A Wanderer in Venice eBook

This eBook from the Gutenberg Project consists of approximately 371 pages of information about A Wanderer in Venice.

A Wanderer in Venice eBook

This eBook from the Gutenberg Project consists of approximately 371 pages of information about A Wanderer in Venice.

After the Michiel dalle Colonne is a little newish house and the Gothic Palazzo Michiel da Brusa with blue posts with yellow stripes, rather overweighted with balconies but having nice ironwork; and then the comfortable-looking Mangilli Valmarana with blue posts with red and white tops, and the Rio dei SS.  Apostoli with a view of the campanile along it.  Next a dull white building with flush windows, and next that the fine and ancient Palazzo da Mosto.  This house has many old sculptured slabs worked into the facade, and it seems a great pity that it should so have fallen from its proper state.  An ugly modern iron balcony has been set beneath its Gothic windows.  Adjoining is a house which also has pretty Gothic windows, and then the dull and neglected Palazzo Mocenigo, with brown posts.  Then comes the Rio S. Gio.  Crisostomo, and next it a house newly faced, and then the fascinating remains of the twelfth-century Palazzo Lion, consisting of an exposed staircase and a very attractive courtyard with round and pointed arches.  It is now a rookery.  Washing is hung in the loggia at the top, and ragged children lean from the windows.

[Illustration:  THE RIALTO BRIDGE FROM THE PALAZZO DEI DIECI SAVII]

Next, a pretty little house which might be made very liveable in, facing the fruit market, and then the hideous modern Sernagiotto, dating from 1847 and therefore more than negligible.  A green little house with a sottoportico under it, and then a little red brick prison and the ugly Civran palace is reached.  Next, the Perducci, now a busy statuary store, and next it the Ca Ruzzini, all spick and span, and the Rio dell’Olio o del Fontego, through which come the fruit barges from Malamocco.  And now we touch very interesting history again, for the next great building, with the motor-boats before it, now the central Post Office, is the very Fondaco dei Tedeschi, the head-quarters of German merchants in Venice, on whose walls Giorgione and Titian painted the famous frescoes and in which Tintoretto held a sinecure post.  Giorgion’s frescoes faced the Canal; Titian’s the Rialto.

And so we reach the Rialto bridge, on this side of which are no shrines, but a lion is on the keystone, and on each side is a holy man.  After the Rialto bridge there is nothing of any moment for many yards, save a house with a high narrow archway which may be seen in Mr.
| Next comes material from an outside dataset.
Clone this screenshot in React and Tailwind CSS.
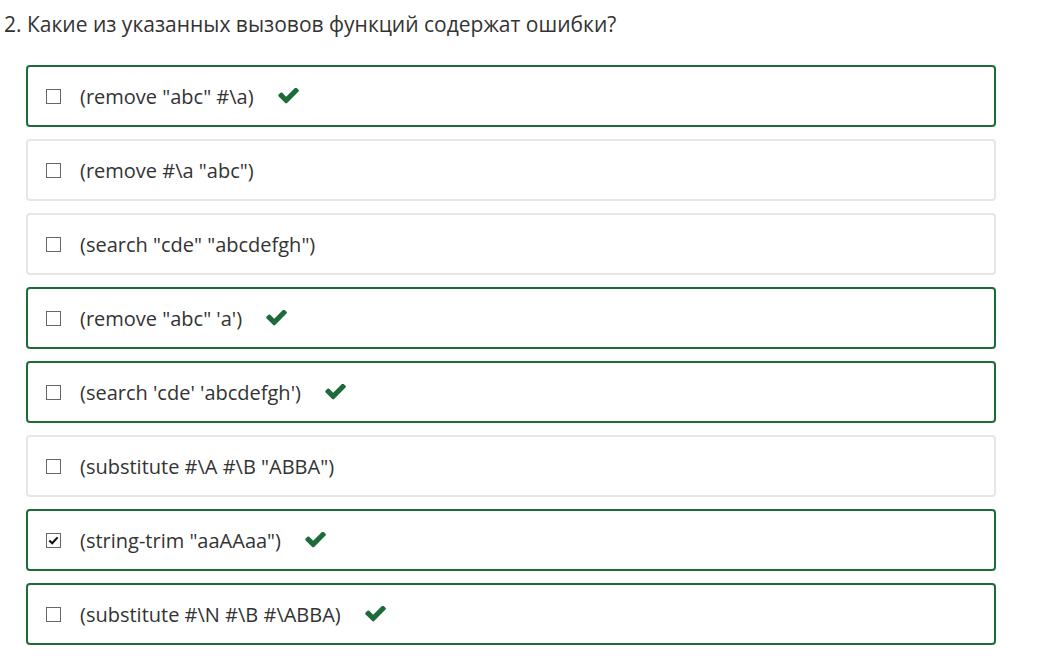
import React from 'react';

const options = [
  {text: '(remove "abc" #\\a)', correct: true, checked: false},
  {text: '(remove #\\a "abc")', correct: false, checked: false},
  {text: '(search "cde" "abcdefgh")', correct: false, checked: false},
  {text: "(remove \"abc\" 'a')", correct: true, checked: false},
  {text: "(search 'cde' 'abcdefgh')", correct: true, checked: false},
  {text: '(substitute #\\A #\\B "ABBA")', correct: false, checked: false},
  {text: '(string-trim "aaAAaa")', correct: true, checked: true},
  {text: '(substitute #\\N #\\B #\\ABBA)', correct: true, checked: false}
];

// thick check mark, same shape as the old font-awesome glyph
const CheckMark = () => (
  <svg width="21" height="16" viewBox="100 420 1580 1090" className="ml-[24px] shrink-0">
    <path
      fill="#1e6b3a"
      d="M1671 566q0 40-28 68l-724 724-136 136q-28 28-68 28t-68-28l-136-136-362-362q-28-28-28-68t28-68l136-136q28-28 68-28t68 28l294 295 656-657q28-28 68-28t68 28l136 136q28 28 28 68z"
    />
  </svg>
);

const Checkbox = ({checked}) => (
  <span className="w-[15px] h-[15px] border border-[#666] bg-white flex items-center justify-center shrink-0">
    {checked && (
      <svg width="11" height="9" viewBox="0 0 11 9">
        <path d="M1.3 4.5 L4.2 7.3 L9.6 1.4" fill="none" stroke="#111" strokeWidth="2.1" />
      </svg>
    )}
  </span>
);

const App = () => {
  return (
    <div className="w-[1037px] h-[658px] bg-white text-[#333] overflow-hidden" style={{fontFamily: '"Open Sans", sans-serif'}}>
      <h2 className="pl-[4px] pt-[10px] text-[21px] leading-[28px] font-normal">
        2. Какие из указанных вызовов функций содержат ошибки?
      </h2>
      <ul className="ml-[26px] w-[970px] mt-[27px] flex flex-col gap-[12px]">
        {options.map((opt, i) => (
          <li
            key={i}
            className={
              'h-[62px] rounded-[4px] border-2 flex items-center pl-[18px] ' +
              (opt.correct ? 'border-[#1e6b3a]' : 'border-[#e6e6e6]')
            }
          >
            <Checkbox checked={opt.checked} />
            <span className="ml-[19px] pt-[2px] text-[20px] leading-[26px]">{opt.text}</span>
            {opt.correct && <CheckMark />}
          </li>
        ))}
      </ul>
    </div>
  );
};

export default App;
Morley’s picture, until we reach Sansovino’s Palazzo Manin, now the Bank of Italy, a fine building and the home of the last Doge.  The three steamboat stations hereabouts are for passengers for the Riva and Lido, for Mestre, and for the railway station, respectively.  The palace next the Ponte Manin, over the Rio San Salvatore, is the Bembo, with very fine windows.  Then the Calle Bembo, and then various offices on the fondamenta, under chiefly red facades.  At the next calle is a traghetto and then the Palazzo Loredan, a Byzantine building of the eleventh or twelfth century, since restored.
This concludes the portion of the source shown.